Interacting with a CTS: the principal requests

Programs (and the programmers who write them) can interact with a CTS using any of the nine defined requests. The request name is always included in an HTTP parameter named request; for all requests except the metadata request GetCapabilities, a CTS URN is always included in an HTTP parameter named urn. Consider this possible series of exchanges between a client program interested in hexameter poetry, and a CTS at the address http://machine/service.

See Contents

Managing a CTS: the TextInventory

A CTS implementation might manage the service's metadata in any way it chooses. It might store the data in a database with a form-based user interface, for example. But the metadata is presented to client applications as XML validating against the CTS TextInventory schema, so we will survey the main components of the TextInventory as they appear serialized to XML.

The TextInventory includes three main parts: a list of standard citation schemes; a list of the individual TextGroups, Works, Editions, Translations, and Exemplars of documents known to the server; and a list of organization units called Collections. The list of groups, works, etc., is a hierarchical organization used to identify works uniquely, according to some familiar, well established convention. The collections on the other hand allow the administrator of a CTS to group sets of works together for any purpose.

Of these three sections, the most important is the list of groups and works. It is organized as follows

The Text Inventory: Groups and Works

The list of works contains a list of…

So, for example, a TextInventory entry for the Homeric Hymn to Athena could contain the following information:

TextGroup: tlg0013 (Homeric Hymns)

Work: tlg011 (Hymn to Athena)

Edition: chs01 (CHS electronic edition based on readings in Allen's OCT edition)

Online: local document reference = tlg0013/tlg0013.tlg011.chs02.xml

Translation: chs02 (English translation by Hugh Evelyn-White now in the public domain)

&c.

Each Online element—be it an edition, translation, or exemplar— contains three elements: one identifies how the XML document can be validated, a second identifies the citation scheme with an identifier from the list of citation schemes used in this service, and a third element contains a recursive list of citation elements mapping each level of the citation scheme to part of the XML document. Our example of the Homeric Hymn to Athena cites by a single level, the poetic line, and could be documented like this:

<online docname="tlg0013/tlg0013.tlg011.chs01.xml" srcid="OCT">
  <validate schema="http://katoptron.holycross.edu/schemas/teip5/teip5core.rng"/>
  <citationScheme schemaId="poeticline" canonical="yes"/>
  <citationMapping defaultNSAbbr="tei">
    <citation label="line" xpath="/l[@n = '?']" scope="/TEI/text/body"/>
  </citationMapping>
</online>

An online element for the two-tiered citation of the Iliad illustrates the usage of the citation element's scope and xpath attributes. Each provide templates for XPath expressions, in which question marks (?) can be replaced by the value of one level of a citation. The xpath attribute identifies an XML unit corresponding to a level of the citation scheme; the scope attribute identifies a context in the document where this xpath applies. (The two are distinct because a document's markup might include markup between levels of the citation scheme.)

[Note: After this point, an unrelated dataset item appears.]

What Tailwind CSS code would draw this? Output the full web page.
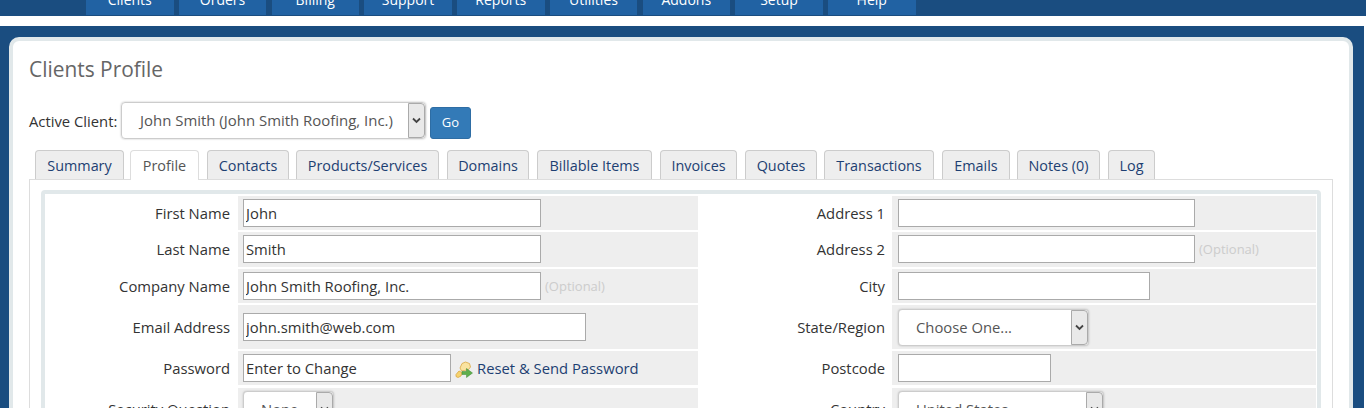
<!DOCTYPE html>
<html lang="en">
<head>
    <meta charset="UTF-8">
    <title>Clients Profile</title>
    <script src="https://cdn.jsdelivr.net/npm/@tailwindcss/browser@4"></script>
</head>
<body class="bg-white h-[408px] overflow-hidden font-['Open_Sans',sans-serif] text-[14.8px] text-[#333]">
    <!-- Top nav (cut off by the window) -->
    <nav class="h-4 bg-[#1a4d80] flex pl-[86px] gap-[5.25px] overflow-hidden text-white text-center text-[14px] leading-[0px]">
        <a class="w-[87.5px] h-[15px] bg-[#2162a3] block">Clients</a>
        <a class="w-[87.5px] h-[15px] bg-[#2162a3] block">Orders</a>
        <a class="w-[87.5px] h-[15px] bg-[#2162a3] block">Billing</a>
        <a class="w-[87.5px] h-[15px] bg-[#2162a3] block">Support</a>
        <a class="w-[87.5px] h-[15px] bg-[#2162a3] block">Reports</a>
        <a class="w-[87.5px] h-[15px] bg-[#2162a3] block">Utilities</a>
        <a class="w-[87.5px] h-[15px] bg-[#2162a3] block">Addons</a>
        <a class="w-[87.5px] h-[15px] bg-[#2162a3] block">Setup</a>
        <a class="w-[87.5px] h-[15px] bg-[#2162a3] block">Help</a>
    </nav>
    <div class="h-[10px]"></div>

    <!-- Page content -->
    <div class="bg-[#1a4d80] pt-[11px] pl-[9px] pr-[11px] mr-[2px] h-[382px] overflow-hidden">
        <div class="bg-white border-[4px] border-[#e1e8ea] rounded-t-[10px] h-[400px] pt-[14px] px-4">
            <h1 class="text-[20.9px] leading-[28px] text-[#666]">Clients Profile</h1>
            <div class="flex items-start mt-[19px]">
                <span class="w-[92px] mt-[8px] whitespace-nowrap">Active Client:</span>
                <div class="w-[305px] h-[37px] border border-[#ccc] rounded-[4px] flex items-center pl-[18px] text-[14.95px] text-[#555] shadow-[0_0_2px_#bbb] relative">
                    John Smith (John Smith Roofing, Inc.)
                    <span class="absolute right-0 inset-y-0 w-[17px] bg-[#e9e9e9] border border-[#aaa] rounded-r-[4px] flex items-center justify-center">
                        <svg width="9" height="7" viewBox="0 0 9 7"><path d="M1 1.5l3.5 3.5 3.5-3.5" fill="none" stroke="#444" stroke-width="1.8"/></svg>
                    </span>
                </div>
                <button class="ml-[4px] mt-[5px] w-[41px] h-[32px] bg-[#337ab7] border border-[#2e6da4] rounded-[3px] text-white text-[13px]">Go</button>
            </div>

            <!-- Tabs -->
            <div class="flex gap-[7px] mt-[11px] pl-[6px] h-[29px] text-[14.4px] leading-[30px] text-center text-[#1d3f72] relative z-10">
                <a class="w-[89px] h-[29px] bg-[#eee] border border-b-0 border-[#ccc] rounded-t-[4px]">Summary</a>
                <a class="w-[69px] h-[30px] -ml-[1px] bg-white border border-b-0 border-[#ddd] rounded-t-[4px] text-[#555]">Profile</a>
                <a class="w-[82px] h-[29px] ml-[1px] bg-[#eee] border border-b-0 border-[#ccc] rounded-t-[4px]">Contacts</a>
                <a class="w-[143px] h-[29px] bg-[#eee] border border-b-0 border-[#ccc] rounded-t-[4px]">Products/Services</a>
                <a class="w-[82px] h-[29px] ml-[1px] bg-[#eee] border border-b-0 border-[#ccc] rounded-t-[4px]">Domains</a>
                <a class="w-[115px] h-[29px] ml-[1px] bg-[#eee] border border-b-0 border-[#ccc] rounded-t-[4px]">Billable Items</a>
                <a class="w-[77px] h-[29px] ml-[1px] bg-[#eee] border border-b-0 border-[#ccc] rounded-t-[4px]">Invoices</a>
                <a class="w-[72px] h-[29px] ml-[1px] bg-[#eee] border border-b-0 border-[#ccc] rounded-t-[4px]">Quotes</a>
                <a class="w-[110px] h-[29px] bg-[#eee] border border-b-0 border-[#ccc] rounded-t-[4px]">Transactions</a>
                <a class="w-[68px] h-[29px] ml-[1px] bg-[#eee] border border-b-0 border-[#ccc] rounded-t-[4px]">Emails</a>
                <a class="w-[83px] h-[29px] bg-[#eee] border border-b-0 border-[#ccc] rounded-t-[4px]">Notes (0)</a>
                <a class="w-[47px] h-[29px] ml-[1px] bg-[#eee] border border-b-0 border-[#ccc] rounded-t-[4px]">Log</a>
            </div>

            <!-- Profile form -->
            <div class="border border-[#ddd] h-[300px] px-[11px] pt-[10px]">
                <div class="border-[4px] border-[#e1e8ea] rounded-[4px] h-[300px] pt-[2px] grid grid-cols-[193px_460px_194px_424px] gap-y-[2px] content-start">
                    <label class="h-[34px] flex items-center justify-end pr-2">First Name</label>
                    <div class="h-[34px] bg-[#eee] flex items-center pl-[5px]"><input value="John" class="w-[298px] h-[28px] bg-white border border-[#aaa] px-[2px]"></div>
                    <label class="h-[34px] flex items-center justify-end pr-[7px]">Address 1</label>
                    <div class="h-[34px] bg-[#eee] flex items-center pl-[6px]"><input class="w-[297px] h-[28px] bg-white border border-[#aaa] px-[2px]"></div>

                    <label class="h-[35px] flex items-center justify-end pr-2">Last Name</label>
                    <div class="h-[35px] bg-[#eee] flex items-center pl-[5px] pb-[1px]"><input value="Smith" class="w-[298px] h-[28px] bg-white border border-[#aaa] px-[2px]"></div>
                    <label class="h-[35px] flex items-center justify-end pr-[7px]">Address 2</label>
                    <div class="h-[35px] bg-[#eee] flex items-center pl-[6px] pb-[1px]"><input class="w-[297px] h-[28px] bg-white border border-[#aaa] px-[2px]"><span class="ml-1 mt-[2px] text-[13px] text-[#ccc]">(Optional)</span></div>

                    <label class="h-[34px] flex items-center justify-end pr-2">Company Name</label>
                    <div class="h-[34px] bg-[#eee] flex items-center pl-[5px]"><input value="John Smith Roofing, Inc." class="w-[298px] h-[28px] bg-white border border-[#aaa] px-[2px]"><span class="ml-1 mt-[2px] text-[13px] text-[#ccc]">(Optional)</span></div>
                    <label class="h-[34px] flex items-center justify-end pr-[7px]">City</label>
                    <div class="h-[34px] bg-[#eee] flex items-center pl-[6px]"><input class="w-[252px] h-[28px] bg-white border border-[#aaa] px-[2px]"></div>

                    <label class="h-[44px] flex items-center justify-end pr-2">Email Address</label>
                    <div class="h-[44px] bg-[#eee] flex items-center pl-[5px]"><input value="john.smith@web.com" class="w-[343px] h-[28px] bg-white border border-[#aaa] px-[2px]"></div>
                    <label class="h-[44px] flex items-center justify-end pr-[7px]">State/Region</label>
                    <div class="h-[44px] bg-[#eee] flex items-center pl-[6px]">
                        <div class="w-[191px] h-[37px] bg-white border border-[#ccc] rounded-[4px] flex items-center pl-[17px] text-[#555] shadow-[0_0_2px_#bbb] relative">
                            Choose One...
                            <span class="absolute right-0 inset-y-0 w-[17px] bg-[#e9e9e9] border border-[#aaa] rounded-r-[4px] flex items-center justify-center">
                                <svg width="9" height="7" viewBox="0 0 9 7"><path d="M1 1.5l3.5 3.5 3.5-3.5" fill="none" stroke="#444" stroke-width="1.8"/></svg>
                            </span>
                        </div>
                    </div>

                    <label class="h-[34px] flex items-center justify-end pr-2">Password</label>
                    <div class="h-[34px] bg-[#eee] flex items-center pl-[5px]">
                        <input value="Enter to Change" class="w-[208px] h-[28px] bg-white border border-[#aaa] px-[2px]">
                        <svg class="ml-[4px] mr-[4px] mt-[3px]" width="18" height="18" viewBox="0 0 18 18">
                            <path d="M1 13.5l3-3.5 3 1.5-1 3.5-3 1.5-2-1z" fill="#f6d36f" stroke="#d9a741" stroke-width=".8"/>
                            <path d="M5 7l2-4.5 3.5-1.5 4 1.5 1 3.5-2 2.5-4 1-3 .5z" fill="#f9e3a0" stroke="#d9a741" stroke-width=".8"/>
                            <path d="M7 10.5h4.5V7.5l6 4.5-6 4.5v-3H7z" fill="#5fae4c" stroke="#3f8a35" stroke-width=".5"/>
                        </svg>
                        <a class="text-[#1d3f72]">Reset &amp; Send Password</a>
                    </div>
                    <label class="h-[34px] flex items-center justify-end pr-[7px]">Postcode</label>
                    <div class="h-[34px] bg-[#eee] flex items-center pl-[6px]"><input class="w-[153px] h-[28px] bg-white border border-[#aaa] px-[2px]"></div>

                    <label class="h-[42px] mt-[1px] flex items-center justify-end pr-2 whitespace-nowrap">Security Question</label>
                    <div class="h-[42px] mt-[1px] bg-[#eee] flex items-start pt-[3px] pl-[5px]">
                        <div class="w-[91px] h-[37px] bg-white border border-[#ccc] rounded-[4px] flex items-center pl-[17px] text-[#555] shadow-[0_0_2px_#bbb] relative">
                            None
                            <span class="absolute right-0 inset-y-0 w-[17px] bg-[#e9e9e9] border border-[#aaa] rounded-r-[4px] flex items-center justify-center">
                                <svg width="9" height="7" viewBox="0 0 9 7"><path d="M1 1.5l3.5 3.5 3.5-3.5" fill="none" stroke="#444" stroke-width="1.8"/></svg>
                            </span>
                        </div>
                    </div>
                    <label class="h-[42px] mt-[1px] flex items-center justify-end pr-[7px]">Country</label>
                    <div class="h-[42px] mt-[1px] bg-[#eee] flex items-start pt-[3px] pl-[6px]">
                        <div class="w-[206px] h-[37px] bg-white border border-[#ccc] rounded-[4px] flex items-center pl-[17px] text-[#555] shadow-[0_0_2px_#bbb] relative">
                            United States
                            <span class="absolute right-0 inset-y-0 w-[17px] bg-[#e9e9e9] border border-[#aaa] rounded-r-[4px] flex items-center justify-center">
                                <svg width="9" height="7" viewBox="0 0 9 7"><path d="M1 1.5l3.5 3.5 3.5-3.5" fill="none" stroke="#444" stroke-width="1.8"/></svg>
                            </span>
                        </div>
                    </div>
                </div>
            </div>
        </div>
    </div>
</body>
</html>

<online docname="tlg0012/tlg0012.tlg001.hmt-msA.xml" srcid="OCT">
  <validate schema="http://katoptron.holycross.edu/schemas/teip5/teip5core.rng"/>
  <citationScheme schemaId="bookAndPoeticline" canonical="yes"/>
  <citationMapping defaultNSAbbr="tei">
    <citation label="book" xpath="/div[@type='book' @n = '?']" scope="/TEI/text/body">
      <citation label="line" xpath="/l[@n = '?']" scope="/TEI/text/body/div[@type = 'book' and @n = '?']">
    </citation>
  </citationMapping>
</online>

See Contents

Further information

More detailed information about version 3 of CTS is currently in preparation; links will be posted here when it is made available from the project's sourceforge site.